# INSTRUCTION:
Repeat every line exactly, keeping the pictures out of the copy.
# # # # #
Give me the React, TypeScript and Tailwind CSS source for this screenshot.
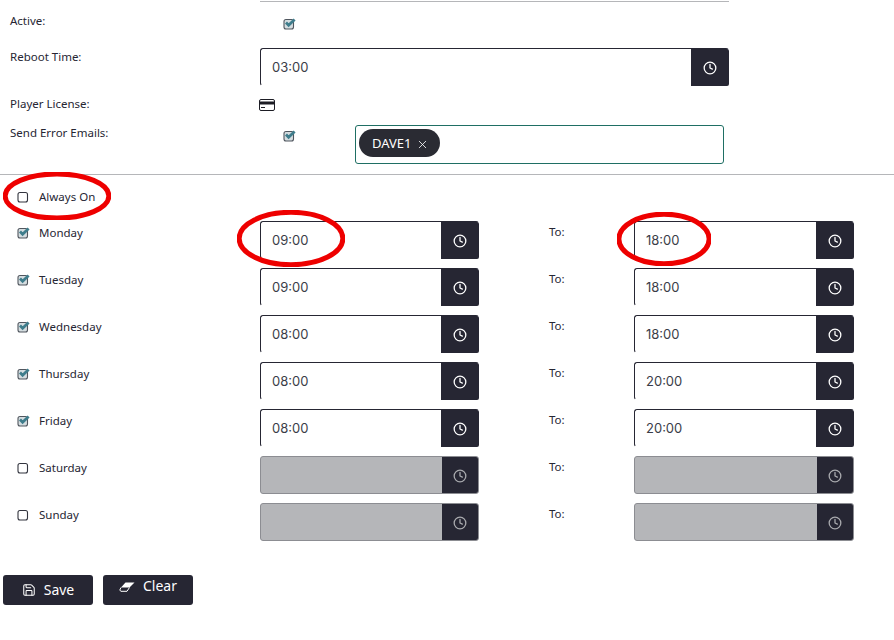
import { Clock, Save, X } from "lucide-react";

const LABEL_FONT = "font-['Noto_Sans',sans-serif]";

const days = [
  { name: "Monday", on: true, from: "09:00", to: "18:00" },
  { name: "Tuesday", on: true, from: "09:00", to: "18:00" },
  { name: "Wednesday", on: true, from: "08:00", to: "18:00" },
  { name: "Thursday", on: true, from: "08:00", to: "20:00" },
  { name: "Friday", on: true, from: "08:00", to: "20:00" },
  { name: "Saturday", on: false, from: "", to: "" },
  { name: "Sunday", on: false, from: "", to: "" },
];

function Check({ on }: { on: boolean }) {
  return (
    <svg width="13" height="12" viewBox="0 0 13 12" className="shrink-0">
      <rect x="1" y="1.5" width="9.5" height="9.5" rx="2" fill={on ? "#d5dde0" : "#fff"} stroke={on ? "#50565e" : "#33353f"} strokeWidth="1.1" />
      {on && <path d="M3 4.6 L5.6 7.2 L11.6 1.4" fill="none" stroke="#3f7d8c" strokeWidth="2.8" />}
    </svg>
  );
}

function TimeInput({ value, disabled, width }: { value: string; disabled: boolean; width: string }) {
  return (
    <div className={`flex h-[38px] ${width} rounded-[3px] border ${disabled ? "border-[#8c8d92] bg-[#b5b6b9]" : "border-[#262633] border-r-transparent border-b-transparent bg-white"}`}>
      <div className="flex-1 pl-[11px] font-['Inter',sans-serif] text-[13px] leading-[37px] text-[#3a3d48]">{value}</div>
      <div className={`flex items-center justify-center rounded-r-[2px] bg-[#262633] ${disabled ? "w-[36px]" : "-mr-[1px] -mb-[1px] w-[38px]"}`}>
        <Clock size={14} strokeWidth={2.2} className={`mt-[1px] ${disabled ? "text-[#a9aaae]" : "text-white"}`} />
      </div>
    </div>
  );
}

function Ring({ className }: { className: string }) {
  return (
    <svg className={`pointer-events-none absolute ${className}`} viewBox="0 0 100 100" preserveAspectRatio="none">
      <ellipse cx="50" cy="50" rx="48" ry="46" fill="none" stroke="#ee0000" strokeWidth="5" vectorEffect="non-scaling-stroke" />
    </svg>
  );
}

export default function App() {
  return (
    <main className={`relative h-[640px] w-[894px] overflow-hidden bg-white text-[11.5px] leading-4 text-[#262633] ${LABEL_FONT}`}>
      <div className="ml-[260px] h-[2px] w-[469px] border-b border-[#b5b6b9]" />

      {/* Device settings */}
      <div className="flex h-[46px] pl-[10px] pt-[11px]">
        <span className="w-[250px]">Active:</span>
        <span className="ml-[23px] mt-[5px]"><Check on /></span>
      </div>
      <div className="flex h-[48px] pl-[10px]">
        <span className="mt-[1px] w-[250px]">Reboot Time:</span>
        <TimeInput value="03:00" disabled={false} width="w-[469px]" />
      </div>
      <div className="flex h-[29px] pl-[10px]">
        <span className="w-[249px]">Player License:</span>
        <svg width="16" height="12" viewBox="0 0 16 12" className="mt-[3px]">
          <rect x="0.5" y="0.5" width="15" height="11" rx="1.5" fill="#fff" stroke="#1c1c24" />
          <rect x="0.5" y="2.5" width="15" height="3" fill="#1c1c24" />
          <rect x="2" y="8" width="4" height="1" fill="#1c1c24" />
        </svg>
      </div>
      <div className="flex h-[49px] pl-[10px]">
        <span className="w-[273px]">Send Error Emails:</span>
        <span className="mt-[5px]"><Check on /></span>
        <div className="ml-[59px] h-[39px] w-[369px] rounded-[3px] border border-[#1f6f64] bg-white p-[3px]">
          <span className="inline-flex h-[28px] items-center gap-[5px] rounded-full bg-[#2a2b33] pl-[13px] pr-[11px] text-[13px] text-white">
            DAVE1
            <X size={13} strokeWidth={1.5} className="mt-[2px]" />
          </span>
        </div>
      </div>

      <hr className="border-[#b5b6b9]" />

      <div className="flex h-[46px] items-center gap-[9px] pb-[2px] pl-[17px]">
        <Check on={false} />
        <span>Always On</span>
      </div>

      {/* Opening hours */}
      <div className="flex flex-col gap-[9px]">
        {days.map((day) => (
          <div key={day.name} className="flex">
            <div className="flex w-[260px] items-start gap-[9px] pl-[17px] pt-[4px]">
              <span className="mt-[2px]"><Check on={day.on} /></span>
              <span>{day.name}</span>
            </div>
            <TimeInput value={day.from} disabled={!day.on} width="w-[219px]" />
            <span className="ml-[70px] w-[85px] pt-[3px]">To:</span>
            <TimeInput value={day.to} disabled={!day.on} width="w-[220px]" />
          </div>
        ))}
      </div>

      <div className="mt-[34px] flex gap-[10px] pl-[3px]">
        <button className="flex h-[30px] w-[90px] items-center justify-center gap-[8px] rounded-[3px] bg-[#262633] text-sm text-white">
          <Save size={14} strokeWidth={1.75} />
          Save
        </button>
        <button className="flex h-[30px] w-[90px] items-start justify-center gap-[8px] rounded-[3px] bg-[#262633] pt-[1px] text-sm text-white">
          <svg width="16" height="10" viewBox="0 0 16 10" className="mt-[6px]">
            <path d="M6.5 0.5 H15.5 L10.5 5.5 H2 Z" fill="#fff" />
            <path d="M2 5.5 L0.8 8 L1.8 9.3 H8 L10.5 5.5" fill="none" stroke="#fff" strokeWidth="1" />
          </svg>
          Clear
        </button>
      </div>

      {/* Hand-drawn annotations */}
      <Ring className="left-[3px] top-[172px] h-[48px] w-[108px]" />
      <Ring className="left-[237px] top-[210px] h-[57px] w-[108px]" />
      <Ring className="left-[617px] top-[212px] h-[54px] w-[94px]" />
    </main>
  );
}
# # # # #
# REPLY TO THE TASK:
Give me the React, TypeScript and Tailwind CSS source for this screenshot.
import { Clock, Save, X } from "lucide-react";

const LABEL_FONT = "font-['Noto_Sans',sans-serif]";

const days = [
  { name: "Monday", on: true, from: "09:00", to: "18:00" },
  { name: "Tuesday", on: true, from: "09:00", to: "18:00" },
  { name: "Wednesday", on: true, from: "08:00", to: "18:00" },
  { name: "Thursday", on: true, from: "08:00", to: "20:00" },
  { name: "Friday", on: true, from: "08:00", to: "20:00" },
  { name: "Saturday", on: false, from: "", to: "" },
  { name: "Sunday", on: false, from: "", to: "" },
];

function Check({ on }: { on: boolean }) {
  return (
    <svg width="13" height="12" viewBox="0 0 13 12" className="shrink-0">
      <rect x="1" y="1.5" width="9.5" height="9.5" rx="2" fill={on ? "#d5dde0" : "#fff"} stroke={on ? "#50565e" : "#33353f"} strokeWidth="1.1" />
      {on && <path d="M3 4.6 L5.6 7.2 L11.6 1.4" fill="none" stroke="#3f7d8c" strokeWidth="2.8" />}
    </svg>
  );
}

function TimeInput({ value, disabled, width }: { value: string; disabled: boolean; width: string }) {
  return (
    <div className={`flex h-[38px] ${width} rounded-[3px] border ${disabled ? "border-[#8c8d92] bg-[#b5b6b9]" : "border-[#262633] border-r-transparent border-b-transparent bg-white"}`}>
      <div className="flex-1 pl-[11px] font-['Inter',sans-serif] text-[13px] leading-[37px] text-[#3a3d48]">{value}</div>
      <div className={`flex items-center justify-center rounded-r-[2px] bg-[#262633] ${disabled ? "w-[36px]" : "-mr-[1px] -mb-[1px] w-[38px]"}`}>
        <Clock size={14} strokeWidth={2.2} className={`mt-[1px] ${disabled ? "text-[#a9aaae]" : "text-white"}`} />
      </div>
    </div>
  );
}

function Ring({ className }: { className: string }) {
  return (
    <svg className={`pointer-events-none absolute ${className}`} viewBox="0 0 100 100" preserveAspectRatio="none">
      <ellipse cx="50" cy="50" rx="48" ry="46" fill="none" stroke="#ee0000" strokeWidth="5" vectorEffect="non-scaling-stroke" />
    </svg>
  );
}

export default function App() {
  return (
    <main className={`relative h-[640px] w-[894px] overflow-hidden bg-white text-[11.5px] leading-4 text-[#262633] ${LABEL_FONT}`}>
      <div className="ml-[260px] h-[2px] w-[469px] border-b border-[#b5b6b9]" />

      {/* Device settings */}
      <div className="flex h-[46px] pl-[10px] pt-[11px]">
        <span className="w-[250px]">Active:</span>
        <span className="ml-[23px] mt-[5px]"><Check on /></span>
      </div>
      <div className="flex h-[48px] pl-[10px]">
        <span className="mt-[1px] w-[250px]">Reboot Time:</span>
        <TimeInput value="03:00" disabled={false} width="w-[469px]" />
      </div>
      <div className="flex h-[29px] pl-[10px]">
        <span className="w-[249px]">Player License:</span>
        <svg width="16" height="12" viewBox="0 0 16 12" className="mt-[3px]">
          <rect x="0.5" y="0.5" width="15" height="11" rx="1.5" fill="#fff" stroke="#1c1c24" />
          <rect x="0.5" y="2.5" width="15" height="3" fill="#1c1c24" />
          <rect x="2" y="8" width="4" height="1" fill="#1c1c24" />
        </svg>
      </div>
      <div className="flex h-[49px] pl-[10px]">
        <span className="w-[273px]">Send Error Emails:</span>
        <span className="mt-[5px]"><Check on /></span>
        <div className="ml-[59px] h-[39px] w-[369px] rounded-[3px] border border-[#1f6f64] bg-white p-[3px]">
          <span className="inline-flex h-[28px] items-center gap-[5px] rounded-full bg-[#2a2b33] pl-[13px] pr-[11px] text-[13px] text-white">
            DAVE1
            <X size={13} strokeWidth={1.5} className="mt-[2px]" />
          </span>
        </div>
      </div>

      <hr className="border-[#b5b6b9]" />

      <div className="flex h-[46px] items-center gap-[9px] pb-[2px] pl-[17px]">
        <Check on={false} />
        <span>Always On</span>
      </div>

      {/* Opening hours */}
      <div className="flex flex-col gap-[9px]">
        {days.map((day) => (
          <div key={day.name} className="flex">
            <div className="flex w-[260px] items-start gap-[9px] pl-[17px] pt-[4px]">
              <span className="mt-[2px]"><Check on={day.on} /></span>
              <span>{day.name}</span>
            </div>
            <TimeInput value={day.from} disabled={!day.on} width="w-[219px]" />
            <span className="ml-[70px] w-[85px] pt-[3px]">To:</span>
            <TimeInput value={day.to} disabled={!day.on} width="w-[220px]" />
          </div>
        ))}
      </div>

      <div className="mt-[34px] flex gap-[10px] pl-[3px]">
        <button className="flex h-[30px] w-[90px] items-center justify-center gap-[8px] rounded-[3px] bg-[#262633] text-sm text-white">
          <Save size={14} strokeWidth={1.75} />
          Save
        </button>
        <button className="flex h-[30px] w-[90px] items-start justify-center gap-[8px] rounded-[3px] bg-[#262633] pt-[1px] text-sm text-white">
          <svg width="16" height="10" viewBox="0 0 16 10" className="mt-[6px]">
            <path d="M6.5 0.5 H15.5 L10.5 5.5 H2 Z" fill="#fff" />
            <path d="M2 5.5 L0.8 8 L1.8 9.3 H8 L10.5 5.5" fill="none" stroke="#fff" strokeWidth="1" />
          </svg>
          Clear
        </button>
      </div>

      {/* Hand-drawn annotations */}
      <Ring className="left-[3px] top-[172px] h-[48px] w-[108px]" />
      <Ring className="left-[237px] top-[210px] h-[57px] w-[108px]" />
      <Ring className="left-[617px] top-[212px] h-[54px] w-[94px]" />
    </main>
  );
}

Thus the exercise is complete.